▶ _Data excerpt_:
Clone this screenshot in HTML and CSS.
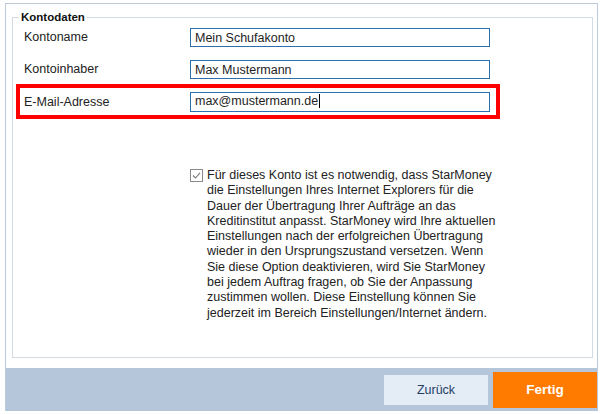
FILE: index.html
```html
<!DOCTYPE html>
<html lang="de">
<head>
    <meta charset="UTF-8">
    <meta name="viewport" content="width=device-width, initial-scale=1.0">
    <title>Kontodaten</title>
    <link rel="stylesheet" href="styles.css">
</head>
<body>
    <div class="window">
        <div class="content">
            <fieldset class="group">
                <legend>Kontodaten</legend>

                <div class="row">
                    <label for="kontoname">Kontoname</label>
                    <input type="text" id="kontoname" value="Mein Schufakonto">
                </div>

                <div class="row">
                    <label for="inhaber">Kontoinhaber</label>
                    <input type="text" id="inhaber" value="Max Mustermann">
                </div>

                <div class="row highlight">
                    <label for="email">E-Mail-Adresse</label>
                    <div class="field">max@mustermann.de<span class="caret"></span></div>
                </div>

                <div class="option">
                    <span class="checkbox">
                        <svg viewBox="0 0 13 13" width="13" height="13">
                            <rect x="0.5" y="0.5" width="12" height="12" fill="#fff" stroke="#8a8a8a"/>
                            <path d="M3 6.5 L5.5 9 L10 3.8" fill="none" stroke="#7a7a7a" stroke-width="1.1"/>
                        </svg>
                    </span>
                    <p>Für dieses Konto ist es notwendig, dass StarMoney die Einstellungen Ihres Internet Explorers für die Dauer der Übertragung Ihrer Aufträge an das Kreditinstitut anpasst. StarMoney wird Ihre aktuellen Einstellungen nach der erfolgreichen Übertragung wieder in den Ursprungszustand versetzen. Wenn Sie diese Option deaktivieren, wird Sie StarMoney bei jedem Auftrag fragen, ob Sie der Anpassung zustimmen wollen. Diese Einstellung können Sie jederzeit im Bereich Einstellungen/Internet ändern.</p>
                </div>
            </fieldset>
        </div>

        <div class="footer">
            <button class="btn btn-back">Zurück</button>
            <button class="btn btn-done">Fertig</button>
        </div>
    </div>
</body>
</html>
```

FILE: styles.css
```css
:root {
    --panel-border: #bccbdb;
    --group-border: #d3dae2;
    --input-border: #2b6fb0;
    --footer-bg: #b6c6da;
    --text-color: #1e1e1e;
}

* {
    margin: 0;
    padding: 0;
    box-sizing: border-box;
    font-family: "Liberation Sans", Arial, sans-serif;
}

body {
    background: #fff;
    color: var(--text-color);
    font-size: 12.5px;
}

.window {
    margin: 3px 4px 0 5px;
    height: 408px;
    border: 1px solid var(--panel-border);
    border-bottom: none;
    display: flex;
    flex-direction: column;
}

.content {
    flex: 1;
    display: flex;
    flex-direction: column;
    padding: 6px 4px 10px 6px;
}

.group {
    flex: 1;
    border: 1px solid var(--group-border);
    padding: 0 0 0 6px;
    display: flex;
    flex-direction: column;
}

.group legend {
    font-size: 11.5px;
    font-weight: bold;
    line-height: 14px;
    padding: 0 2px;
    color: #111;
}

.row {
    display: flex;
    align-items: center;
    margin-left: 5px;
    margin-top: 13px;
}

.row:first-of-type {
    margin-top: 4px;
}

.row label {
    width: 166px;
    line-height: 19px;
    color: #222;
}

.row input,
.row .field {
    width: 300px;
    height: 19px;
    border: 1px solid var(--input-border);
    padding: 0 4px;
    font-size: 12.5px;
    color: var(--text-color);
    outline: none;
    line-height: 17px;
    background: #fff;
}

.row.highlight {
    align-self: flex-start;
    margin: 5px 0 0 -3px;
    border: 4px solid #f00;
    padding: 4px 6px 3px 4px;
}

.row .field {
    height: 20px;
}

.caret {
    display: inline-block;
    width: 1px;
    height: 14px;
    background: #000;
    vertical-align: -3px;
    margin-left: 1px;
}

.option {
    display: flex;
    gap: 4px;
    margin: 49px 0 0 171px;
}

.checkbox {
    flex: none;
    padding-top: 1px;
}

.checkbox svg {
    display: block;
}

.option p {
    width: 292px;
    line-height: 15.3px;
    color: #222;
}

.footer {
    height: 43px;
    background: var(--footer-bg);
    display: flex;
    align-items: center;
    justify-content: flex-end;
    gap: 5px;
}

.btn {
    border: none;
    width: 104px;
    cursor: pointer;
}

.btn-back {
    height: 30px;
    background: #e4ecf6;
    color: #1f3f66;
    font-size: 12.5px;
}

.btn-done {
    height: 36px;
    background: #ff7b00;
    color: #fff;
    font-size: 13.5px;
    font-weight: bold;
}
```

▶ _Problem to solve_:
Set the listing down in full and exactly. Pictures within it should not appear in the copy.

▶ _Answer for this exercise_:
Clone this screenshot in HTML and CSS.
FILE: index.html
```html
<!DOCTYPE html>
<html lang="de">
<head>
    <meta charset="UTF-8">
    <meta name="viewport" content="width=device-width, initial-scale=1.0">
    <title>Kontodaten</title>
    <link rel="stylesheet" href="styles.css">
</head>
<body>
    <div class="window">
        <div class="content">
            <fieldset class="group">
                <legend>Kontodaten</legend>

                <div class="row">
                    <label for="kontoname">Kontoname</label>
                    <input type="text" id="kontoname" value="Mein Schufakonto">
                </div>

                <div class="row">
                    <label for="inhaber">Kontoinhaber</label>
                    <input type="text" id="inhaber" value="Max Mustermann">
                </div>

                <div class="row highlight">
                    <label for="email">E-Mail-Adresse</label>
                    <div class="field">max@mustermann.de<span class="caret"></span></div>
                </div>

                <div class="option">
                    <span class="checkbox">
                        <svg viewBox="0 0 13 13" width="13" height="13">
                            <rect x="0.5" y="0.5" width="12" height="12" fill="#fff" stroke="#8a8a8a"/>
                            <path d="M3 6.5 L5.5 9 L10 3.8" fill="none" stroke="#7a7a7a" stroke-width="1.1"/>
                        </svg>
                    </span>
                    <p>Für dieses Konto ist es notwendig, dass StarMoney die Einstellungen Ihres Internet Explorers für die Dauer der Übertragung Ihrer Aufträge an das Kreditinstitut anpasst. StarMoney wird Ihre aktuellen Einstellungen nach der erfolgreichen Übertragung wieder in den Ursprungszustand versetzen. Wenn Sie diese Option deaktivieren, wird Sie StarMoney bei jedem Auftrag fragen, ob Sie der Anpassung zustimmen wollen. Diese Einstellung können Sie jederzeit im Bereich Einstellungen/Internet ändern.</p>
                </div>
            </fieldset>
        </div>

        <div class="footer">
            <button class="btn btn-back">Zurück</button>
            <button class="btn btn-done">Fertig</button>
        </div>
    </div>
</body>
</html>
```

FILE: styles.css
```css
:root {
    --panel-border: #bccbdb;
    --group-border: #d3dae2;
    --input-border: #2b6fb0;
    --footer-bg: #b6c6da;
    --text-color: #1e1e1e;
}

* {
    margin: 0;
    padding: 0;
    box-sizing: border-box;
    font-family: "Liberation Sans", Arial, sans-serif;
}

body {
    background: #fff;
    color: var(--text-color);
    font-size: 12.5px;
}

.window {
    margin: 3px 4px 0 5px;
    height: 408px;
    border: 1px solid var(--panel-border);
    border-bottom: none;
    display: flex;
    flex-direction: column;
}

.content {
    flex: 1;
    display: flex;
    flex-direction: column;
    padding: 6px 4px 10px 6px;
}

.group {
    flex: 1;
    border: 1px solid var(--group-border);
    padding: 0 0 0 6px;
    display: flex;
    flex-direction: column;
}

.group legend {
    font-size: 11.5px;
    font-weight: bold;
    line-height: 14px;
    padding: 0 2px;
    color: #111;
}

.row {
    display: flex;
    align-items: center;
    margin-left: 5px;
    margin-top: 13px;
}

.row:first-of-type {
    margin-top: 4px;
}

.row label {
    width: 166px;
    line-height: 19px;
    color: #222;
}

.row input,
.row .field {
    width: 300px;
    height: 19px;
    border: 1px solid var(--input-border);
    padding: 0 4px;
    font-size: 12.5px;
    color: var(--text-color);
    outline: none;
    line-height: 17px;
    background: #fff;
}

.row.highlight {
    align-self: flex-start;
    margin: 5px 0 0 -3px;
    border: 4px solid #f00;
    padding: 4px 6px 3px 4px;
}

.row .field {
    height: 20px;
}

.caret {
    display: inline-block;
    width: 1px;
    height: 14px;
    background: #000;
    vertical-align: -3px;
    margin-left: 1px;
}

.option {
    display: flex;
    gap: 4px;
    margin: 49px 0 0 171px;
}

.checkbox {
    flex: none;
    padding-top: 1px;
}

.checkbox svg {
    display: block;
}

.option p {
    width: 292px;
    line-height: 15.3px;
    color: #222;
}

.footer {
    height: 43px;
    background: var(--footer-bg);
    display: flex;
    align-items: center;
    justify-content: flex-end;
    gap: 5px;
}

.btn {
    border: none;
    width: 104px;
    cursor: pointer;
}

.btn-back {
    height: 30px;
    background: #e4ecf6;
    color: #1f3f66;
    font-size: 12.5px;
}

.btn-done {
    height: 36px;
    background: #ff7b00;
    color: #fff;
    font-size: 13.5px;
    font-weight: bold;
}
```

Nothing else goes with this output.